Tuesday, November 28, 2006
In the fancy Las Palmas neighborhood of Palm Springs, away from the main tourist downtown...
...at the corner of Alejo and Palm Canyon...
...there is a collection of designer antique shops called The Corridor (click here for their website).
Though one store specializes in Chinese antiques...
...that needs to sell its stock of faux Chinese tomb soldiers...
...most of the stores specialize in weathered Mexican furniture and objects that are often quite beautiful and not outrageously priced.
Even better than the stores, however, is a local coffee and pastry shop that was opened in 2002 by a couple of Palm Springs residents (click here for their great website).

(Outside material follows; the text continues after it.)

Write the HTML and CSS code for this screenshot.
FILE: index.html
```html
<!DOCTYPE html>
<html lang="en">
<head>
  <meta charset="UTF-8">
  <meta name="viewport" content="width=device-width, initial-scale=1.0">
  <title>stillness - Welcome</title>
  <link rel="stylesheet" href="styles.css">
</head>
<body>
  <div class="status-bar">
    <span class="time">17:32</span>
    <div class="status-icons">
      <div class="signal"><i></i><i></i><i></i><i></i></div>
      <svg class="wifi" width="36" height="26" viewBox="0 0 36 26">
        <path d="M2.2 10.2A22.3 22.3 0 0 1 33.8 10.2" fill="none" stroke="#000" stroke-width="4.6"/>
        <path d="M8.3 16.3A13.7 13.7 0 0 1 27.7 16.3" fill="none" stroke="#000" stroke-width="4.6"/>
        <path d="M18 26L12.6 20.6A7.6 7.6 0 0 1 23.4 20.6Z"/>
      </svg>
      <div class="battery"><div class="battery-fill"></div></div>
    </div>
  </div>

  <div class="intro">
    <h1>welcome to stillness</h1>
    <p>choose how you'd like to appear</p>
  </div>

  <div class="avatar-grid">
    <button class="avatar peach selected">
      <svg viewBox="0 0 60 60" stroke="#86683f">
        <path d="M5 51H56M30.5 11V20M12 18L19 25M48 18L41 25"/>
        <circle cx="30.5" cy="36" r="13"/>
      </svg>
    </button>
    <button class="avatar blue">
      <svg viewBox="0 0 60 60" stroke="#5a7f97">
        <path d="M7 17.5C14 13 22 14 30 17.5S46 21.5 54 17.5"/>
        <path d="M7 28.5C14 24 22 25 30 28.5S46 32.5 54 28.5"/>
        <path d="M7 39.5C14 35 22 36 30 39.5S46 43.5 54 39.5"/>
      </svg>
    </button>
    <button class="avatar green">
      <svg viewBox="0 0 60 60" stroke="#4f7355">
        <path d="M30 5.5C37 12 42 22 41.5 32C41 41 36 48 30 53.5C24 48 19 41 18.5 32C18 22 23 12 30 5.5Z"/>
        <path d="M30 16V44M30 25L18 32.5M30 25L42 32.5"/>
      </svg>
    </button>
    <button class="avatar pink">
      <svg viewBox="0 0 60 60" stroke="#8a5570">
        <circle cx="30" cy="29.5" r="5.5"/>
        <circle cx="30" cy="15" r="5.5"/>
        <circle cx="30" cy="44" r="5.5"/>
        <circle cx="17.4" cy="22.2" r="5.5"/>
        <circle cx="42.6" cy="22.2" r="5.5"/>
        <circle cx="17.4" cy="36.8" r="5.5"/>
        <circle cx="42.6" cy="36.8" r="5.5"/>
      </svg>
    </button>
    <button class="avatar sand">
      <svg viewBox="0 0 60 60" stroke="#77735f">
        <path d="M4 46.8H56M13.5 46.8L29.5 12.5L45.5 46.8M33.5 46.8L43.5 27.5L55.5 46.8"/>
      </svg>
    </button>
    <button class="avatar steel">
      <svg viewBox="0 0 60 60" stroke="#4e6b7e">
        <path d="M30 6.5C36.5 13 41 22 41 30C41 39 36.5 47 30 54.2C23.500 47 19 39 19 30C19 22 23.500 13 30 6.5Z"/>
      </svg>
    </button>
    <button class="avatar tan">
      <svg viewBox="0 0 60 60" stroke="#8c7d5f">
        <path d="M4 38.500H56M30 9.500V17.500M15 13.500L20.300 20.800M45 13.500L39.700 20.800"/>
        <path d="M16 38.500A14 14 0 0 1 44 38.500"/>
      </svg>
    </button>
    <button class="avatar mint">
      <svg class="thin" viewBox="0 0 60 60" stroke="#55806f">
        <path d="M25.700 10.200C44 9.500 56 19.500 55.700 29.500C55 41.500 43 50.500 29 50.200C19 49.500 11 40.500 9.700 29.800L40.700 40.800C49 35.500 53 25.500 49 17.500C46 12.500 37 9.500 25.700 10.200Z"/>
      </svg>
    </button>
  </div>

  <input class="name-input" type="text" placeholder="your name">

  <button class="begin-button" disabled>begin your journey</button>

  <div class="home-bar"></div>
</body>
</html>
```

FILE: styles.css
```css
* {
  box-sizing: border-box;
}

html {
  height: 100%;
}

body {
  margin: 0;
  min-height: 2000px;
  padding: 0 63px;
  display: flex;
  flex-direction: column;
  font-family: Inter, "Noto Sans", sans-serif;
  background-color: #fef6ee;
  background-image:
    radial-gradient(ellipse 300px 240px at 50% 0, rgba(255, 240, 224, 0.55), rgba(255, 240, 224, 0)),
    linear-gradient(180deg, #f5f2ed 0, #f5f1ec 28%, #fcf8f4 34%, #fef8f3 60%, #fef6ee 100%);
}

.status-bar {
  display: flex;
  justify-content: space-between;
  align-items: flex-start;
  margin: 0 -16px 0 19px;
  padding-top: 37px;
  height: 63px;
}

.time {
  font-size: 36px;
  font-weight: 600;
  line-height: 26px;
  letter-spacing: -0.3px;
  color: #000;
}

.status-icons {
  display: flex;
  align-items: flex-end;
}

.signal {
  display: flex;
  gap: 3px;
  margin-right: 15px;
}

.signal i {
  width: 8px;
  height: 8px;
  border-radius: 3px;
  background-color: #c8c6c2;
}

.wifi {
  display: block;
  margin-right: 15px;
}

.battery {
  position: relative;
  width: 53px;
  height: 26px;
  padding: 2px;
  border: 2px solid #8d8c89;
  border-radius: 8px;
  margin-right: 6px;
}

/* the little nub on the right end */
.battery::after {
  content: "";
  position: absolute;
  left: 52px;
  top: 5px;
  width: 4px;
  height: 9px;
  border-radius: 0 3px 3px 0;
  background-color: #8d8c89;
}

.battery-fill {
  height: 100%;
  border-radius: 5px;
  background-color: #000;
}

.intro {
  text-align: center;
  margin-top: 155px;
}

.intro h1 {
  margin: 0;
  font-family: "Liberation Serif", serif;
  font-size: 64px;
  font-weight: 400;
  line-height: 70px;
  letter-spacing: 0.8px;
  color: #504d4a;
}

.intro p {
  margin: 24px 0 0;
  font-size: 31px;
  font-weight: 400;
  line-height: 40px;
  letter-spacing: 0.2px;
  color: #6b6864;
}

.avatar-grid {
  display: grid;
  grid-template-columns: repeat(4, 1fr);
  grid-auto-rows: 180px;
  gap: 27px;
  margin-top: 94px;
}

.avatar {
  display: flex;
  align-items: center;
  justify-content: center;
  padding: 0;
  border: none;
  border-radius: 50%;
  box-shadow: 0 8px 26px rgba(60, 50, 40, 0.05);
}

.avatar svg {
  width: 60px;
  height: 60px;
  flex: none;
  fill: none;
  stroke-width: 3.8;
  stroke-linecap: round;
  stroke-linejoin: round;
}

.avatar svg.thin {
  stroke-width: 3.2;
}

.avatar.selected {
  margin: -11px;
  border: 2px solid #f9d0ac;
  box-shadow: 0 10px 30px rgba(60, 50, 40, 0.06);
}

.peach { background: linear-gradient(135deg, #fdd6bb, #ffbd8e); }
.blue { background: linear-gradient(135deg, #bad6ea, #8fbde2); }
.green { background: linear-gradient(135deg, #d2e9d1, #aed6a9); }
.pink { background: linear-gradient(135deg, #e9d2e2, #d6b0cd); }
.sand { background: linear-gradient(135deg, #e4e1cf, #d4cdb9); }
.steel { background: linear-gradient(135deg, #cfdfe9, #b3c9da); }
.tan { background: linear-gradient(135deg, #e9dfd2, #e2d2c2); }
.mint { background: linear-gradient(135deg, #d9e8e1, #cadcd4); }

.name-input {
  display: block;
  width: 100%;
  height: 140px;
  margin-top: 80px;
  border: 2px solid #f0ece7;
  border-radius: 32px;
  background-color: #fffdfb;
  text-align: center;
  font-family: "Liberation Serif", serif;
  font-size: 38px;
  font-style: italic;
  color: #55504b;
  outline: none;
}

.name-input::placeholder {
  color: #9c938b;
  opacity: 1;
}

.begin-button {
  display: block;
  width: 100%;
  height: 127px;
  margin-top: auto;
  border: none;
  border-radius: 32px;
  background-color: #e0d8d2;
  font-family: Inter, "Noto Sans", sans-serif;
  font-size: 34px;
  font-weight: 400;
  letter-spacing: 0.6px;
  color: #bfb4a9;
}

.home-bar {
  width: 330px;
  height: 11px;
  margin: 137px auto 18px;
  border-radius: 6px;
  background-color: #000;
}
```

It is usually packed to the gills in the mornings with customers...
...most of them gay men.
Even better than the upscale coffee shop is the central courtyard...

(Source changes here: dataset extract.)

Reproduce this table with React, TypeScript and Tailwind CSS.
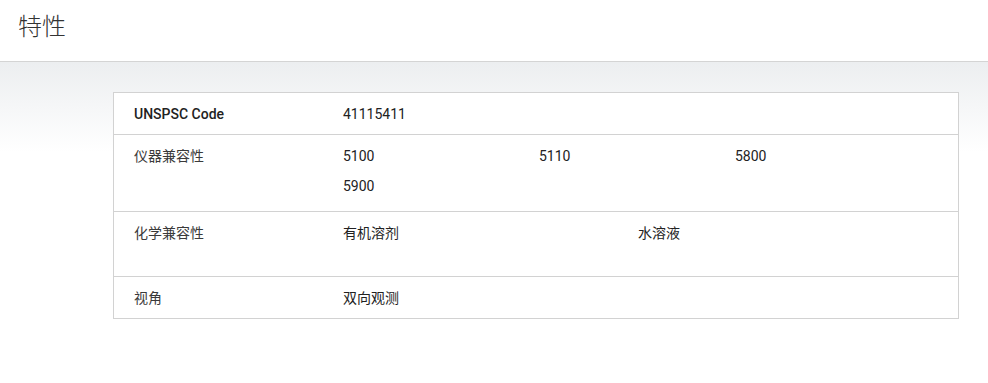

...with its huge lawn and picnic tables, where you can sit down and gossip with friends or read leftover newspapers (The Los Angeles Times and The Desert Sun along with a myriad of free gay rags).
The place also hosts a free wifi network so you see a cross-section of folk working on their computers and checking their email...

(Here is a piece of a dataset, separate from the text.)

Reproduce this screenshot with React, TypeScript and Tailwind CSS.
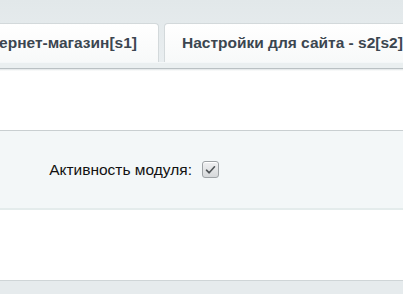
import React from "react";

export default function App() {
  const font = { fontFamily: '"Liberation Sans", Arial, sans-serif' };
  return (
    <div className="w-[403px] h-[294px] overflow-hidden bg-white flex flex-col" style={font}>
      {/* Tabs header */}
      <div className="h-[62px] shrink-0 bg-gradient-to-b from-[#e2e8ea] to-[#e9eef0] flex items-end overflow-hidden">
        <div className="flex gap-[5px] items-end">
          <div className="w-[159px] flex justify-end overflow-hidden shrink-0">
            <div className="shrink-0 h-[39px] pl-[20px] pr-[21px] flex items-center bg-gradient-to-b from-white to-[#f7f9f9] border border-b-0 border-[#d3d9db] rounded-t-[4px] text-[15.5px] font-bold text-[#3b4650] whitespace-nowrap">
              Интернет-магазин[s1]
            </div>
          </div>
          <div className="shrink-0 h-[39px] pl-[17px] pr-[20px] flex items-center bg-gradient-to-b from-white to-[#f7f9f9] border border-b-0 border-[#d3d9db] rounded-t-[4px] text-[15.5px] font-bold text-[#3b4650] whitespace-nowrap">
            Настройки для сайта - s2[s2]
          </div>
        </div>
      </div>
      {/* strip under tabs */}
      <div className="h-[6px] shrink-0 bg-[#eaeff0] border-t border-[#f4f7f8]" />
      <div className="h-[1px] shrink-0 bg-[#b9c0c3]" />
      <div className="h-[2px] shrink-0 bg-gradient-to-b from-[#dfe4e6] to-white" />
      {/* white area */}
      <div className="h-[59px] shrink-0 bg-white" />
      {/* option row */}
      <div className="h-[80px] shrink-0 bg-[#f3f7f8] border-t border-[#c9cfd1] border-b-2 border-b-[#e4ecec] flex items-center">
        <div className="w-[194px] text-right text-[15.5px] text-[#111] pr-[2px] whitespace-nowrap">Активность модуля:</div>
        <div className="ml-[8px] w-[17px] h-[17px] rounded-[3px] border border-[#9ea3a6] bg-gradient-to-b from-[#f0f1f2] to-[#d6d9db] flex items-center justify-center shadow-[inset_0_1px_0_#ffffff]">
          <svg width="11" height="10" viewBox="0 0 11 10">
            <path d="M1.5 5.2 L4.2 7.8 L9.5 1.8" fill="none" stroke="#4f5457" strokeWidth="1.6" strokeLinecap="round" strokeLinejoin="round" />
          </svg>
        </div>
      </div>
      {/* white area */}
      <div className="h-[70px] shrink-0 bg-white" />
      {/* bottom bar */}
      <div className="flex-1 bg-[#e6ebed] border-t border-[#cfd5d7]" />
    </div>
  );
}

...when they are not fending off the multitude of dogs begging for treats.
The courtyard is a bit off the beaten path so you need to know about the place, but I can't recommend it highly enough.
The atmosphere reminds me of the Patio Cafe, an Arcadian place in San Francisco's Castro District during the late 1970s that similarly was a coffee and sandwich joint where you could take your goods outdoors to a beautiful lawn surrounded by flower beds.
Also adjoining the hidden back lawn and garden was a wonderful bookshop whose back doors led to a wide wooden staircase where beautiful young men would sprawl all afternoon with novels and capuccinos.
The lawn vanished soon enough and was replaced by a large outdoor restaurant for most of the 1980s and 1990s.
It was still called The Patio Cafe, and was quite successful, until the restaurant and the warren of hippie shops surrounding it were closed by the infamous Les Natali, who seems to be the Walter Shorenstein real estate mogul of San Francisco's gay world, shutting down places for redevelopment and then never reopening their doors, probably for tax reasons.
But let's not speak of dark people or dark things for the moment, and instead celebrate an oddly beautiful, spontaneously created hangout that reminds me of a vanished San Francisco Eden.
Saturday, November 25, 2006
We drove about 40 miles northeast from Palm Springs to Joshua Tree National Park...
...mostly to get a photo of Tony in his Gay Mafia T-shirt.
When people mention Joshua Tree National Park, it is usually with a tone of wonder in their voices and it was easy to see why.
The huge boulder formations popping up all over the high desert...
...as if they have been assembled for another attempt at a live-action "Flintstones" movie.
We drove through about a quarter of the park, praying there wouldn't be car trouble out in the middle of some very lonely roads...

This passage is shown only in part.